Minggu, 30 Oktober 2011

Belum Bersua Lagi

Cepat dan semrawut, begitulah kesan terhadap "perkembangan" kehidupan makhluk berakal dan berimaji di negeri ini. Ah, inilah hidup dan kehidupan, sebuah dinamika yang terseret modernisasi industrialisasi materialistik globalisme sesat, itulah yang dianggap lebih beradab. Entah "adab" dimaknai sebagai sebuah budi pekerti dan kesopanan, ataukah yang lain, entahlah. Sedangkan apa-apa yang berbau naturalistik dianggap sebagai kurang "beradab", sebuah fenomena yang sedang menjangkiti mental masyarakat negeri indah ini. Naturalistik kurang menguntungkan secara ekonomi dan dianggap sebagai penghambat modernisasi materialisme.

Negeri jembatan yang seharusnya dibangun dengan pondasi naturalis diubah menjadi negeri yang berdasar materialis, akhirnya uang dan harta yang berbicara daripada kehalusan dan keramahtamahan budi pekerti serta kearifan lokal.
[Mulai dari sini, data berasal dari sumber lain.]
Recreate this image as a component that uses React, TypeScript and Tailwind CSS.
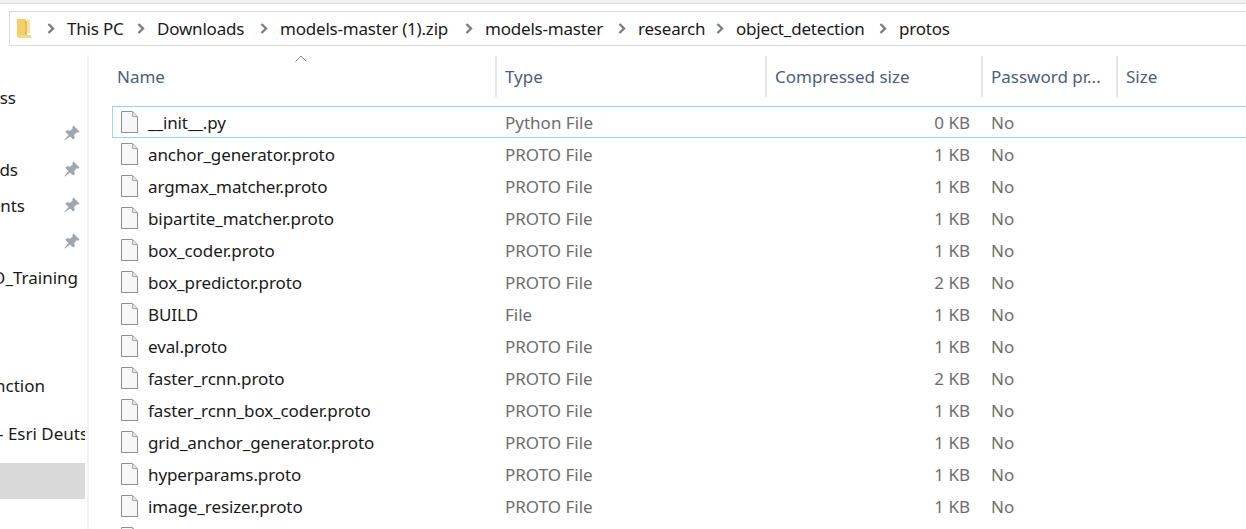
const crumbs = [
  { label: "This PC", width: "w-[90px]" },
  { label: "Downloads", width: "w-[123px]" },
  { label: "models-master (1).zip", width: "w-[205px]" },
  { label: "models-master", width: "w-[153px]" },
  { label: "research", width: "w-[98px]" },
  { label: "object_detection", width: "w-[163px]" },
  { label: "protos", width: "w-[80px]" },
];

const files = [
  { name: "__init__.py", type: "Python File", size: "0 KB" },
  { name: "anchor_generator.proto", type: "PROTO File", size: "1 KB" },
  { name: "argmax_matcher.proto", type: "PROTO File", size: "1 KB" },
  { name: "bipartite_matcher.proto", type: "PROTO File", size: "1 KB" },
  { name: "box_coder.proto", type: "PROTO File", size: "1 KB" },
  { name: "box_predictor.proto", type: "PROTO File", size: "2 KB" },
  { name: "BUILD", type: "File", size: "1 KB" },
  { name: "eval.proto", type: "PROTO File", size: "1 KB" },
  { name: "faster_rcnn.proto", type: "PROTO File", size: "2 KB" },
  { name: "faster_rcnn_box_coder.proto", type: "PROTO File", size: "1 KB" },
  { name: "grid_anchor_generator.proto", type: "PROTO File", size: "1 KB" },
  { name: "hyperparams.proto", type: "PROTO File", size: "1 KB" },
  { name: "image_resizer.proto", type: "PROTO File", size: "1 KB" },
  { name: "input_reader.proto", type: "PROTO File", size: "1 KB" },
];

function FolderIcon() {
  return (
    <svg width="15" height="21" viewBox="0 0 15 21" className="shrink-0">
      <path d="M1 1h9v16l-6 3-3-1z" fill="#f2cf6b" />
      <path d="M10 1l1 1v13h3V2z" fill="#fbe39a" />
      <path d="M4 17h11v3H4z" fill="#f7d97f" />
      <path d="M9 3h2v14H9z" fill="#e9bd4f" />
    </svg>
  );
}

function Chevron() {
  return (
    <svg width="8" height="11" viewBox="0 0 8 11" className="shrink-0">
      <path d="M1.5 1l4.5 4.5L1.5 10" fill="none" stroke="#7d7d7d" strokeWidth="2.4" />
    </svg>
  );
}

function PinIcon() {
  return (
    <svg width="16" height="16" viewBox="0 0 16 16">
      <polygon
        points="9.5,0.5 15.5,6.5 14,7.8 12.8,7.2 10.2,10 10.8,13 9.2,14.6 6,11.5 1,15.6 0.4,15 4.5,10 1.4,6.8 3,5.3 6,5.8 8.8,3.2 8.2,2"
        fill="#9ea7ae"
      />
    </svg>
  );
}

function FileIcon() {
  return (
    <svg width="17" height="22" viewBox="0 0 17 22" className="shrink-0">
      <path d="M.5.5h11l5 5v16H.5z" fill="#f7f7f7" stroke="#8f8f8f" />
      <path d="M11.5.5v5h5" fill="#e4e4e4" stroke="#a8a8a8" />
    </svg>
  );
}

function SideRow({ children, pin }: { children?: React.ReactNode; pin?: boolean }) {
  return (
    <div className="flex h-9 shrink-0 items-center justify-between overflow-hidden whitespace-nowrap">
      {children ?? <span />}
      {pin && (
        <span className="mb-[2px] mr-[5px]">
          <PinIcon />
        </span>
      )}
    </div>
  );
}

function Clipped({ text, className }: { text: string; className: string }) {
  return <div className={`flex justify-end overflow-hidden ${className}`}><span className="shrink-0">{text}</span></div>;
}

function HeaderCell({ label }: { label: string }) {
  return (
    <div className="flex h-[41px] items-center overflow-hidden whitespace-nowrap border-l-2 border-[#e5e5e5] pl-[8px]">
      {label}
    </div>
  );
}

export default function App() {
  return (
    <div className="h-[529px] w-[1246px] overflow-hidden bg-white font-['Noto_Sans',sans-serif] text-[17px] text-[#1a1a1a]">
      <div className="h-[4px] border-b border-[#dcdcdc] bg-[#f0f0f0]" />

      <div className="ml-[9px] mt-[7px] flex h-[35px] items-center border border-r-0 border-[#d9d9d9] pl-[6px]">
        <FolderIcon />
        <div className="ml-[16px] flex items-center">
          {crumbs.map((crumb) => (
            <div key={crumb.label} className={`flex shrink-0 items-center gap-[12px] ${crumb.width}`}>
              <Chevron />
              <span className="whitespace-nowrap tracking-[-0.2px]">{crumb.label}</span>
            </div>
          ))}
        </div>
      </div>

      <div className="flex">
        {/* nav pane, cut off at the left */}
        <aside className="mt-[9px] flex h-[480px] w-[89px] shrink-0 flex-col border-r-2 border-[#f2f2f2] pr-[2px] pt-[25px]">
          <SideRow><Clipped text="Quick access" className="w-[16px]" /></SideRow>
          <SideRow pin />
          <SideRow pin><Clipped text="Downloads" className="w-[18px]" /></SideRow>
          <SideRow pin><Clipped text="Documents" className="w-[25px]" /></SideRow>
          <SideRow pin />
          <SideRow><Clipped text="TFO_Training" className="w-[78px]" /></SideRow>
          <SideRow />
          <SideRow />
          <SideRow><Clipped text="Junction" className="w-[45px]" /></SideRow>
          <div className="mt-[12px]">
            <SideRow><span className="-ml-[2px]">- Esri Deutschland</span></SideRow>
          </div>
          <div className="mt-[11px] h-9 w-[85px] shrink-0 bg-[#d9d9d9]" />
        </aside>

        <main className="ml-[23px] min-w-0 flex-1">
          <div className="relative mt-[10px] grid grid-cols-[383px_270px_216px_135px_1fr] text-[#4c607a]">
            <svg width="12" height="7" viewBox="0 0 12 7" className="absolute -top-px left-[183px]">
              <path d="M.5 6.5L6 1l5.5 5.5" fill="none" stroke="#8a8a8a" />
            </svg>
            <div className="flex h-[41px] items-center pl-[5px]">Name</div>
            <HeaderCell label="Type" />
            <HeaderCell label="Compressed size" />
            <HeaderCell label="Password pr..." />
            <HeaderCell label="Size" />
          </div>

          <div className="mt-[9px]">
            {files.map((file, i) => (
              <div
                key={file.name}
                className={`grid h-8 grid-cols-[383px_270px_216px_135px_1fr] items-center whitespace-nowrap text-[#6d6d6d] ${
                  i === 0 ? "border border-r-0 border-[#99d1ff]" : "border border-transparent"
                }`}
              >
                <div className="flex items-center gap-[10px] pl-[8px] text-[#1a1a1a]">
                  <FileIcon />
                  <span className="pt-[2px] tracking-[-0.1px]">{file.name}</span>
                </div>
                <div className="pl-[9px] pt-[2px]">{file.type}</div>
                <div className="pr-[12px] pt-[2px] text-right">{file.size}</div>
                <div className="pl-[9px] pt-[2px]">No</div>
                <div />
              </div>
            ))}
          </div>
        </main>
      </div>
    </div>
  );
}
Fenomena yang sudah menjadi santapan tiap hari, bahkan baru beberapa masa, apa-apa yang hijau telah menjelma menjadi ikon modern materialis, tak ada lagi keriuhan gesekan dedaunan hijau muda, semuanya dan hampir semuanya berganti menjadi keramaian suara sepatu-sepatu mewah yang beradu dengan marmer.

Ah, inilah hidup. Kala ini, ingatan itu tiba-tiba menyeruak menjejali isi tempurung kepala yang tak bervolume besar. Sebuah ingatan akan keriuhan pycnonotus, dicaeum, orthotomus, psittacula, dkk, ataupun spilornis. Mereka selalu hinggap dan bercericit dalam ingatan setiap akhir pekan, mendobrak imaji akhir pekan untuk berbuat lebih. Lama tak berjumpa, apakah mereka masih dipelihara untaian tanah negeri ini, semoga saja mereka masih hinggap dan berceloteh riang diantara dahan-dahan di suatu tempat sana. Lama tak bersua, semoga kedua mata ini berjumpa dengan keindahan dan kesahajaan kalian. Sebuah keinginan sungguh telah jejal-menjejal memenuhi ruangan kosong dalam tempurung kepala, keinginan untuk bersua kembali sebelum mata terpejam dalam tidur siang, tidur malam, ataupun tidur pulas selamanya.